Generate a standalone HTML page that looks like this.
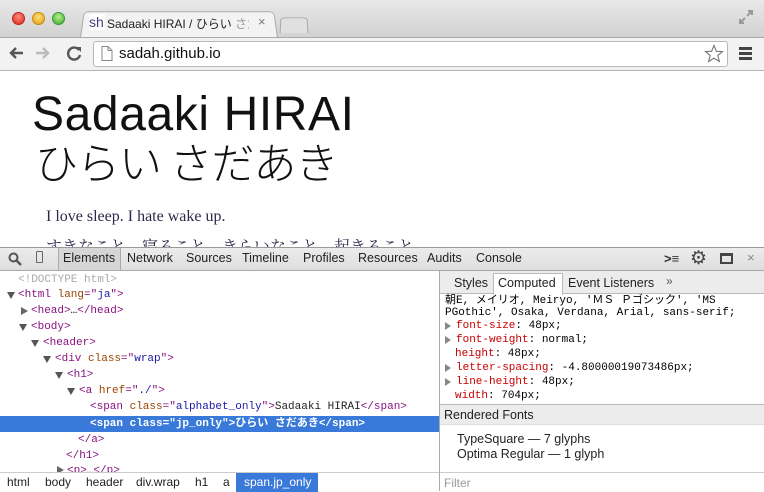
<!DOCTYPE html>
<html><head><style>
*{margin:0;padding:0;box-sizing:border-box}
body{width:764px;height:491px;overflow:hidden;background:#fff;font-family:"Liberation Sans","Noto Sans CJK JP",sans-serif;position:relative}
.abs{position:absolute}
.mono{font-family:"Liberation Mono","Noto Sans CJK JP",monospace;font-size:11px;white-space:pre}
.tag{color:#881280}.an{color:#994500}.av{color:#1a1aa6}
.row{position:absolute;height:16px;line-height:16px}
.tri{position:absolute;width:0;height:0;border-left:4px solid transparent;border-right:4px solid transparent;border-top:7px solid #555}
.trr{position:absolute;width:0;height:0;border-top:4px solid transparent;border-bottom:4px solid transparent;border-left:7px solid #666}
.dt{position:absolute;top:251px;font-size:12.5px;color:#222}
.cp{position:absolute;left:5px;height:14px;line-height:14px}
.cp .n{color:#c80000}
.trs{position:absolute;left:5px;width:0;height:0;border-top:4px solid transparent;border-bottom:4px solid transparent;border-left:6px solid #888}
</style></head><body>
<!-- tab bar -->
<div class="abs" style="left:0;top:0;width:764px;height:37px;background:linear-gradient(#e8e8e8,#d2d2d2)"></div>
<div class="abs" style="left:12px;top:12px;width:13px;height:13px;border-radius:50%;background:radial-gradient(circle at 50% 35%,#ff8a7a,#d8261c);border:1px solid #b22"></div>
<div class="abs" style="left:32px;top:12px;width:13px;height:13px;border-radius:50%;background:radial-gradient(circle at 50% 35%,#ffe07a,#e09a10);border:1px solid #c80"></div>
<div class="abs" style="left:52px;top:12px;width:13px;height:13px;border-radius:50%;background:radial-gradient(circle at 50% 35%,#b8f08a,#3aa52a);border:1px solid #393"></div>
<div class="abs" style="left:80px;top:10px;width:198px;height:28px;background:#f3f3f3;border:1px solid #aaa;border-bottom:none;border-radius:5px 5px 0 0;transform:perspective(100px) rotateX(8deg);transform-origin:bottom"></div>
<div class="abs" style="left:89px;top:14px;width:16px;height:16px;background:#fff;color:#4a3b7a;font-size:14px;line-height:16px">sh</div>
<div class="abs" style="left:107px;top:15px;font-size:12px;color:#222;width:142px;overflow:hidden;white-space:nowrap">Sadaaki HIRAI / ひらい <span style="color:#999">さだ</span></div>
<div class="abs" style="left:258px;top:14px;font-size:13px;color:#777">×</div>
<div class="abs" style="left:280px;top:17px;width:28px;height:16px;border:1px solid #aaa;border-bottom:none;border-radius:4px 4px 0 0;background:#e0e0e0;transform:perspective(50px) rotateX(10deg)"></div>
<svg class="abs" style="left:738px;top:9px" width="16" height="16"><path d="M9 7L14 2M10 2H14V6M7 9L2 14M2 10V14H6" stroke="#999" stroke-width="2" fill="none"/></svg>
<!-- toolbar -->
<div class="abs" style="left:0;top:37px;width:764px;height:34px;background:#f2f2f2;border-top:1px solid #aaa;border-bottom:1px solid #b5b5b5"></div>
<svg class="abs" style="left:8px;top:45px" width="80" height="16"><path d="M15 8H3M8 3L3 8L8 13" stroke="#555" stroke-width="2.4" fill="none"/><path d="M28 8H40M35 3L40 8L35 13" stroke="#bbb" stroke-width="2.4" fill="none"/><path d="M71 5A6 6 0 1 0 72 10" stroke="#555" stroke-width="2.4" fill="none"/><path d="M68 2L73 2L73 7Z" fill="#555"/></svg>
<div class="abs" style="left:93px;top:41px;width:635px;height:26px;background:#fff;border:1px solid #b8b8b8;border-radius:3px"></div>
<svg class="abs" style="left:101px;top:46px" width="12" height="15"><path d="M1 .5H7L11 4.5V14.5H1Z" fill="#fff" stroke="#888"/><path d="M7 .5V4.5H11" fill="none" stroke="#888"/></svg>
<div class="abs" style="left:119px;top:45px;font-size:15px;color:#111">sadah.github.io</div>
<svg class="abs" style="left:704px;top:44px" width="20" height="20"><path d="M10 1.5L12.4 7.3L18.5 7.6L13.8 11.5L15.4 17.5L10 14.1L4.6 17.5L6.2 11.5L1.5 7.6L7.6 7.3Z" fill="#fff" stroke="#777" stroke-width="1.1"/></svg>
<div class="abs" style="left:739px;top:47px;width:13px;height:3px;background:#444;box-shadow:0 5px 0 #444,0 10px 0 #444"></div>
<!-- page -->
<div class="abs" style="left:32px;top:89px;font-size:48px;line-height:52px;color:#111;letter-spacing:0.6px">Sadaaki HIRAI</div>
<div class="abs" style="left:35px;top:136px;font-size:43px;line-height:50px;color:#111;font-family:'Noto Sans CJK JP',sans-serif;font-weight:300;letter-spacing:-1px">ひらい さだあき</div>
<div class="abs" style="left:46px;top:208px;font-family:'Liberation Serif','Noto Serif CJK SC',serif;font-size:16px;color:#2a2a4a">I love sleep. I hate wake up.</div>
<div class="abs" style="left:46px;top:234px;font-family:'Liberation Serif','Noto Serif CJK SC',serif;font-size:16px;color:#2a2a4a">すきなこと、寝ること。きらいなこと、起きること。</div>
<!-- devtools toolbar -->
<div class="abs" style="left:0;top:247px;width:764px;height:24px;background:linear-gradient(#ececec,#dedede);border-top:1px solid #999;border-bottom:1px solid #aaa"></div>
<svg class="abs" style="left:8px;top:252px" width="14" height="14"><circle cx="5.5" cy="5.5" r="4" stroke="#555" stroke-width="2" fill="none"/><path d="M8.5 8.5L13 13" stroke="#555" stroke-width="2.4"/></svg>
<div class="abs" style="left:36px;top:251px;width:7px;height:12px;border:1px solid #666;border-radius:1px"></div>
<div class="abs" style="left:58px;top:248px;width:63px;height:22px;background:#d6d6d6;border-left:1px solid #aaa;border-right:1px solid #aaa"></div>
<div class="dt" style="left:63px">Elements</div>
<div class="dt" style="left:127px">Network</div>
<div class="dt" style="left:186px">Sources</div>
<div class="dt" style="left:242px">Timeline</div>
<div class="dt" style="left:303px">Profiles</div>
<div class="dt" style="left:358px">Resources</div>
<div class="dt" style="left:427px">Audits</div>
<div class="dt" style="left:476px">Console</div>
<div class="abs" style="left:664px;top:251px;font-size:13px;color:#333;font-weight:bold">&gt;≡</div>
<div class="abs" style="left:690px;top:247px;font-size:19px;color:#444">⚙</div>
<div class="abs" style="left:720px;top:253px;width:13px;height:11px;border:2px solid #444;border-top-width:3px"></div>
<div class="abs" style="left:747px;top:250px;font-size:13px;color:#888">×</div>
<!-- elements pane -->
<div class="abs" style="left:439px;top:271px;width:1px;height:220px;background:#aaa"></div>
<div class="abs mono" style="left:0;top:272px;width:439px;height:200px;font-size:11px;overflow:hidden">
<div class="row" style="left:18px;top:0px;color:#aaa">&lt;!DOCTYPE html&gt;</div>
<div class="tri" style="left:7px;top:20px"></div><div class="row" style="left:18px;top:15px"><span class="tag">&lt;html </span><span class="an">lang</span><span class="tag">="</span><span class="av">ja</span><span class="tag">"&gt;</span></div>
<div class="trr" style="left:21px;top:35px"></div><div class="row" style="left:31px;top:31px"><span class="tag">&lt;head&gt;</span>…<span class="tag">&lt;/head&gt;</span></div>
<div class="tri" style="left:19px;top:52px"></div><div class="row" style="left:31px;top:47px"><span class="tag">&lt;body&gt;</span></div>
<div class="tri" style="left:31px;top:68px"></div><div class="row" style="left:43px;top:63px"><span class="tag">&lt;header&gt;</span></div>
<div class="tri" style="left:43px;top:84px"></div><div class="row" style="left:55px;top:79px"><span class="tag">&lt;div </span><span class="an">class</span><span class="tag">="</span><span class="av">wrap</span><span class="tag">"&gt;</span></div>
<div class="tri" style="left:55px;top:100px"></div><div class="row" style="left:67px;top:95px"><span class="tag">&lt;h1&gt;</span></div>
<div class="tri" style="left:67px;top:116px"></div><div class="row" style="left:79px;top:111px"><span class="tag">&lt;a </span><span class="an">href</span><span class="tag">="</span><span class="av">./</span><span class="tag">"&gt;</span></div>
<div class="row" style="left:90px;top:127px"><span class="tag">&lt;span </span><span class="an">class</span><span class="tag">="</span><span class="av">alphabet_only</span><span class="tag">"&gt;</span><span style="color:#222">Sadaaki HIRAI</span><span class="tag">&lt;/span&gt;</span></div>
<div class="row" style="left:0;top:144px;width:439px;background:#3879d9"></div>
<div class="row" style="left:90px;top:144px;color:#fff;font-weight:bold">&lt;span class="jp_only"&gt;ひらい さだあき&lt;/span&gt;</div>
<div class="row" style="left:78px;top:160px"><span class="tag">&lt;/a&gt;</span></div>
<div class="row" style="left:66px;top:176px"><span class="tag">&lt;/h1&gt;</span></div>
<div class="trr" style="left:57px;top:194px"></div><div class="row" style="left:67px;top:191px"><span class="tag">&lt;p&gt;…&lt;/p&gt;</span></div>
</div>
<!-- breadcrumbs -->
<div class="abs" style="left:0;top:472px;width:439px;height:19px;background:#fff;border-top:1px solid #ccc;font-size:12px;color:#222;line-height:19px;white-space:nowrap">
<span class="abs" style="left:7px">html</span><span class="abs" style="left:45px">body</span><span class="abs" style="left:86px">header</span><span class="abs" style="left:136px">div.wrap</span><span class="abs" style="left:195px">h1</span><span class="abs" style="left:223px">a</span>
<span class="abs" style="left:236px;top:0;width:82px;height:19px;background:#3879d9;color:#fff;padding-left:8px">span.jp_only</span></div>
<!-- right pane -->
<div class="abs" style="left:440px;top:271px;width:324px;height:23px;background:#ececec;border-bottom:1px solid #bbb"></div>
<div class="abs" style="left:493px;top:273px;width:70px;height:22px;background:#fff;border:1px solid #bbb;border-bottom:none"></div>
<div class="abs" style="left:454px;top:276px;font-size:12.5px;color:#222">Styles</div>
<div class="abs" style="left:498px;top:276px;font-size:12.5px;color:#222">Computed</div>
<div class="abs" style="left:568px;top:276px;font-size:12.5px;color:#222">Event Listeners</div>
<div class="abs" style="left:666px;top:274px;font-size:12px;color:#555">»</div>
<div class="abs mono" style="left:440px;top:294px;width:324px;height:110px">
<div class="cp" style="top:0">朝E, メイリオ, Meiryo, 'ＭＳ Ｐゴシック', 'MS</div>
<div class="cp" style="top:12px">PGothic', Osaka, Verdana, Arial, sans-serif;</div>
<div class="trs" style="top:28px"></div><div class="cp" style="left:16px;top:25px"><span class="n">font-size</span>: 48px;</div>
<div class="trs" style="top:42px"></div><div class="cp" style="left:16px;top:39px"><span class="n">font-weight</span>: normal;</div>
<div class="cp" style="left:15px;top:53px"><span class="n">height</span>: 48px;</div>
<div class="trs" style="top:70px"></div><div class="cp" style="left:16px;top:67px"><span class="n">letter-spacing</span>: -4.80000019073486px;</div>
<div class="trs" style="top:84px"></div><div class="cp" style="left:16px;top:81px"><span class="n">line-height</span>: 48px;</div>
<div class="cp" style="left:15px;top:95px"><span class="n">width</span>: 704px;</div>
</div>
<div class="abs" style="left:440px;top:404px;width:324px;height:21px;background:#ececec;border-top:1px solid #bbb;border-bottom:1px solid #ddd;font-size:12.5px;color:#222;padding:3px 0 0 4px">Rendered Fonts</div>
<div class="abs" style="left:457px;top:432px;font-size:12.5px;color:#222;line-height:15px">TypeSquare — 7 glyphs<br>Optima Regular — 1 glyph</div>
<div class="abs" style="left:440px;top:472px;width:324px;height:19px;border-top:1px solid #ccc;font-size:12px;color:#999;padding:3px 0 0 4px">Filter</div>
</body></html>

========

### WORK REQUIRED
Filter out all lines lacking the word "page" and copy the rest.

### TASK RESPONSE
Generate a standalone HTML page that looks like this.
<!-- page -->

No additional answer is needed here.